The assiduous billionaire-tracker David Sirota, who last exposed the connections between billionaire John Arnold and a suspiciously one-sided series on public pension reform that ran on Public Broadcasting Service stations, is at it again.
Now he's uncovered Arnold's backing of a largely pro-"reform" report on public pensions issued by the Brookings Institution.
The paper, titled "Pension Politics," analyzes the political efforts aimed at cutting public employee pensions in four states. Its author is Patrick McGuinn, a political scientist at Drew University in New Jersey, one of the states examined.
The paper discloses that support for its publication "was generously provided by the Laura and John Arnold Foundation" -- on its very last page.

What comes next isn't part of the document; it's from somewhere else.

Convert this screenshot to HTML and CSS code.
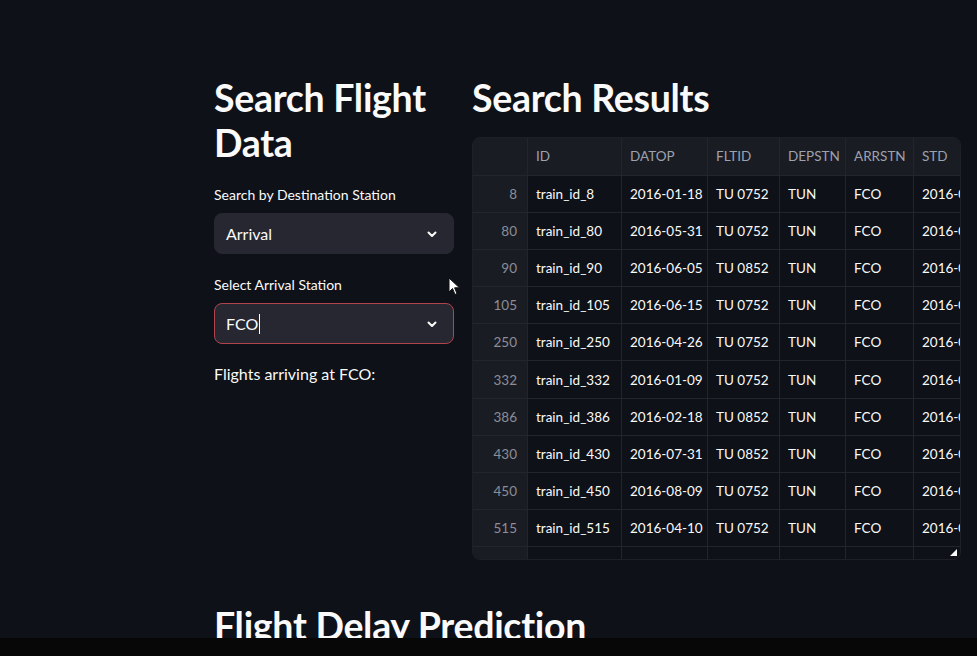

It doesn't say how much support, but Sirota guesses that the money came from a $500,000 education grant the foundation made to Brookings in 2012.

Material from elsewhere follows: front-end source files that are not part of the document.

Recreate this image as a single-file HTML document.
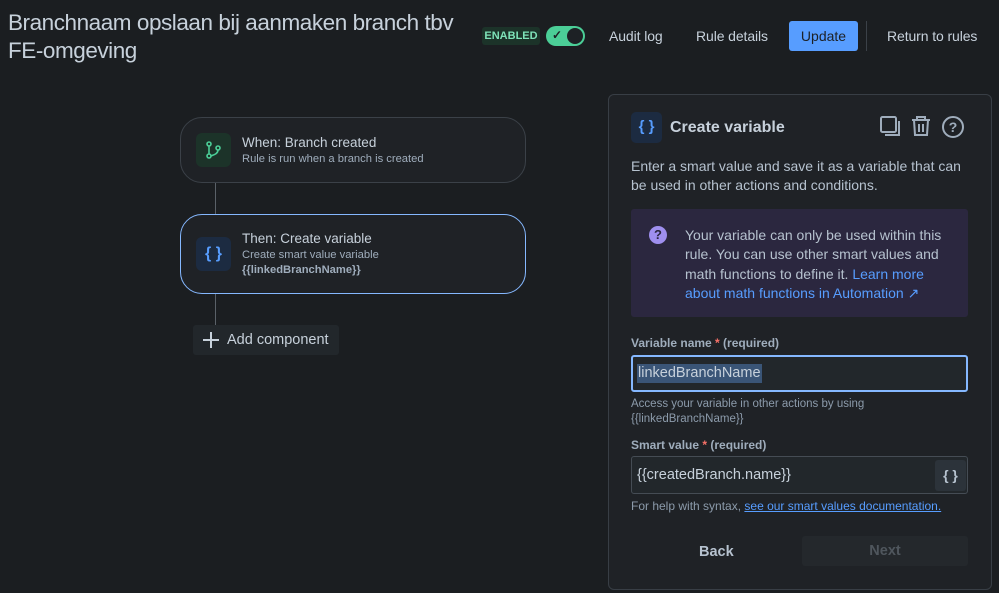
<!DOCTYPE html>
<html><head><style>
*{margin:0;padding:0;box-sizing:border-box}
body{width:999px;height:593px;background:#1b1e21;font-family:"Liberation Sans",sans-serif;color:#c7d1db;position:relative;overflow:hidden}
.a{position:absolute}
.title{left:8px;top:9px;font-size:22.5px;letter-spacing:-0.45px;line-height:28px;color:#c7d1db;width:475px}
.nav{font-size:14px;color:#c7d1db;top:28px;letter-spacing:-0.1px}
.card{background:#1f2226;border:1px solid #3b4148;border-radius:22px}
.t1{font-size:13.5px;color:#c7d1db}
.t2{font-size:11.2px;color:#9fadbc}
.lbl{font-size:12px;font-weight:bold;color:#9fadbc}
.req{color:#f87168}
</style></head><body>
<div class="a title">Branchnaam opslaan bij aanmaken branch tbv FE-omgeving</div>
<div class="a" style="left:482px;top:27px;width:58px;height:18px;background:#1c3329;border-radius:3px;color:#7ee2b8;font-size:11px;font-weight:bold;line-height:18px;text-align:center">ENABLED</div>
<div class="a" style="left:546px;top:26px;width:39px;height:20px;background:#4bce97;border-radius:10px">
<span class="a" style="left:6px;top:2px;font-size:12px;color:#1d2125;font-weight:bold">✓</span>
<span class="a" style="left:21px;top:2px;width:16px;height:16px;border-radius:50%;background:#1d2125"></span></div>
<div class="a nav" style="left:609px">Audit log</div>
<div class="a nav" style="left:696px">Rule details</div>
<div class="a" style="left:789px;top:21px;width:69px;height:30px;background:#579dff;border-radius:3px;color:#1d2125;font-size:14px;line-height:30px;text-align:center">Update</div>
<div class="a" style="left:866px;top:21px;width:1px;height:30px;background:#3b4148"></div>
<div class="a nav" style="left:887px">Return to rules</div>

<div class="a card" style="left:180px;top:117px;width:346px;height:66px"></div>
<div class="a" style="left:196px;top:133px;width:35px;height:34px;background:#1c3329;border-radius:6px">
<svg width="35" height="34" viewBox="0 0 35 34"><g stroke="#4bce97" stroke-width="1.6" fill="none"><circle cx="13" cy="11" r="2"/><circle cx="13" cy="23" r="2"/><circle cx="22" cy="15" r="2"/><path d="M13 13v8M22 17c0 4-5 5-7 6"/></g></svg></div>
<div class="a t1" style="left:242px;top:135px">When: Branch created</div>
<div class="a t2" style="left:242px;top:153px">Rule is run when a branch is created</div>
<div class="a" style="left:215px;top:183px;width:1px;height:31px;background:#5a6168"></div>
<div class="a card" style="left:180px;top:214px;width:346px;height:80px;border:1.5px solid #85b8ff"></div>
<div class="a" style="left:196px;top:237px;width:35px;height:34px;background:#1c2b41;border-radius:6px;color:#579dff;font-size:16px;font-weight:bold;line-height:33px;text-align:center">{ }</div>
<div class="a t1" style="left:242px;top:231px">Then: Create variable</div>
<div class="a t2" style="left:242px;top:249px">Create smart value variable</div>
<div class="a t2" style="left:242px;top:264px;font-weight:bold">{{linkedBranchName}}</div>
<div class="a" style="left:215px;top:294px;width:1px;height:31px;background:#5a6168"></div>
<div class="a" style="left:193px;top:325px;width:146px;height:30px;background:#22272b;border-radius:3px;font-size:14.5px;line-height:30px;color:#c7d1db;padding-left:34px">Add component</div>
<div class="a" style="left:203px;top:339px;width:16px;height:1.6px;background:#c7d1db"></div>
<div class="a" style="left:210px;top:332px;width:1.6px;height:16px;background:#c7d1db"></div>

<div class="a" style="left:608px;top:94px;width:384px;height:496px;background:#1f2226;border:1px solid #383e45;border-radius:6px"></div>
<div class="a" style="left:631px;top:112px;width:31px;height:31px;background:#1c2b41;border-radius:5px;color:#579dff;font-size:15px;font-weight:bold;line-height:30px;text-align:center">{ }</div>
<div class="a" style="left:670px;top:119px;font-size:16px;font-weight:bold;color:#c7d1db">Create variable</div>
<svg class="a" style="left:878px;top:113px" width="90" height="28" viewBox="0 0 90 28"><g stroke="#9fadbc" stroke-width="2" fill="none"><rect x="3" y="4" width="15" height="15" rx="1.5"/><path d="M21 8v14H7"/><path d="M34 7h18M39 7V4h8v3M36 7l1 15h12l1-15M41 11v8M45 11v8"/><circle cx="75" cy="14" r="10"/></g><text x="75" y="19" font-size="14" font-weight="bold" fill="#9fadbc" text-anchor="middle" font-family="Liberation Sans">?</text></svg>
<div class="a" style="left:631px;top:157px;width:340px;font-size:14px;line-height:19px;color:#b6c2cf">Enter a smart value and save it as a variable that can be used in other actions and conditions.</div>
<div class="a" style="left:631px;top:209px;width:337px;height:108px;background:#2b273f;border-radius:3px"></div>
<div class="a" style="left:649px;top:226px;width:18px;height:18px;border-radius:50%;background:#9f8fef;color:#2b273f;font-size:13px;font-weight:bold;text-align:center;line-height:18px">?</div>
<div class="a" style="left:685px;top:226px;width:275px;font-size:14px;line-height:19.3px;color:#b6c2cf">Your variable can only be used within this rule. You can use other smart values and math functions to define it. <span style="color:#579dff">Learn more about math functions in Automation ↗</span></div>
<div class="a lbl" style="left:631px;top:336px">Variable name <span class="req">*</span> (required)</div>
<div class="a" style="left:631px;top:355px;width:337px;height:37px;border:2px solid #85b8ff;border-radius:3px;background:#22272b"></div>
<div class="a" style="left:637px;top:364px;background:#3a5577;font-size:14.5px;color:#c7d1db;padding:0 1px;line-height:19px">linkedBranchName</div>
<div class="a" style="left:631px;top:397px;font-size:11.5px;line-height:15px;color:#8c9bab">Access your variable in other actions by using<br>{{linkedBranchName}}</div>
<div class="a lbl" style="left:631px;top:438px">Smart value <span class="req">*</span> (required)</div>
<div class="a" style="left:631px;top:456px;width:337px;height:38px;border:1px solid #454c54;border-radius:3px;background:#22272b"></div>
<div class="a" style="left:637px;top:467px;font-size:14.5px;color:#c7d1db">{{createdBranch.name}}</div>
<div class="a" style="left:935px;top:460px;width:31px;height:31px;background:#2c333a;border-radius:3px;font-size:14px;font-weight:bold;text-align:center;line-height:30px;color:#b6c2cf">{ }</div>
<div class="a" style="left:631px;top:499px;font-size:12px;color:#8c9bab">For help with syntax, <span style="color:#579dff;text-decoration:underline">see our smart values documentation.</span></div>
<div class="a" style="left:699px;top:544px;font-size:14.5px;font-weight:bold;color:#b6c2cf">Back</div>
<div class="a" style="left:802px;top:536px;width:166px;height:30px;background:#24282c;border-radius:3px;font-size:14.5px;font-weight:bold;color:#4f565d;text-align:center;line-height:30px">Next</div>
</body></html>
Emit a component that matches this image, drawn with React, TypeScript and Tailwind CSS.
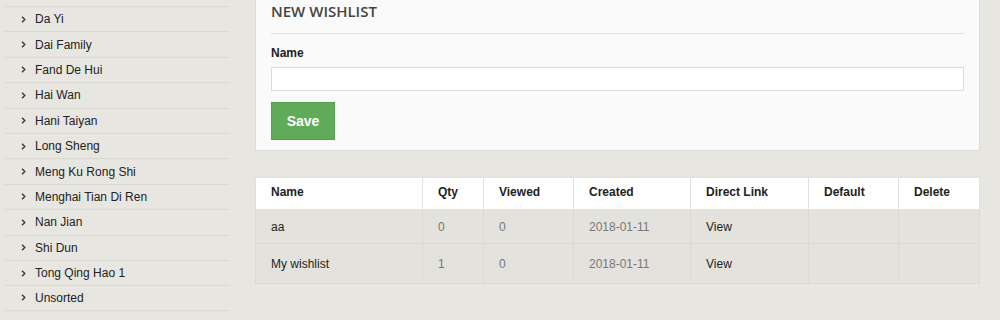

Importantly, the Brookings paper "starts from the premise that the pension systems in many states have simply become unsustainable and that significant changes are necessary." (It says so itself on Page 4.) It doesn't delve much into that assumption, but sticks to the narrow topic of how the public campaigns to lessen the load by cutting those pensions were conducted. The "unsustainability" of public pensions is Arnold's theme, too.
That's not to say that the report entirely ignores the countervailing view, which is that the pension "crisis" has been overstated, often to serve the interests of Wall Street money managers -- it even cites in an endnote a blistering article on that theme by Matt Taibbi of Rolling Stone.
Brookings, moreover, insists that the Arnold Foundation had "no bearing or influence on the research itself or the conclusion of the research," in the words of David Nassar, Brookings' chief spokesman. He observes that Brookings is customarily supported by grants and gifts like the Arnolds', and that all such funding is accepted "on the strictest understanding that Brookings will not sacrifice its commitment to independence and quality."
McGuinn told us by email that his communication during the project was with Brookings, not the Arnold Foundation, and that he "conducted the research and interviews and reached my conclusions independently and Brookings did not try to influence these in any way."
Still, there's more to the links between Arnold and the report than its overall funding. The leader of the pension reform drive in Rhode Island was Democratic state Treasurer Gina Raimondo, whom the Brookings report lauds effusively for her efforts. The paper discloses that Raimondo's reform organization, EngageRI, was financially supported by Arnold. What it doesn't say is that Arnold is also helping to bankroll Raimondo's campaign for governor. The sum so far, according to my old friend and colleague Katherine Gregg of the Providence Journal, is $100,000.
Nor does the Brookings paper disclose that another of its heroes, former Utah state Sen. Dan Liljenquist, has been a consultant for the Arnold Foundation on pension reform. Paid consultant, we assume. McGuinn says he didn't include these relationships in his report because he wasn't aware of them at the time.
Sirota argues that, through his donation, Arnold has co-opted an institution with a well-known reputation for middle-of-the-road judiciousness effectively to join a campaign with profound political implications -- and essentially on one side of the debate. What's really needed in this debate, indeed, is a broader look at its underpinnings, which the Brookings report doesn't provide. For a primer, you should start by consulting the work by Boston College's Alicia Munnell and by the Center for Economic and Policy Research.
It may well be that the relationship between Brookings and the Arnold Foundation is fundamentally innocent. Yet there's real peril for the health of public debate when one side of it is funded by someone with indisputably dominating resources. That's been the danger in Pete Peterson's campaigning against Social Security, which we've been reporting on for some time.
Arnold, who made his first money as an Enron energy trader during the period when the company was ruthlessly manipulating the California energy market, is cut from the Peterson cloth. He's decided that public employee pensions are too much, and he's spending millions to convince his fellow Americans of that viewpoint, facts or not. Any institution that accepts his money to research or report on the issue is allowing him to put his well-funded thumb on the scale.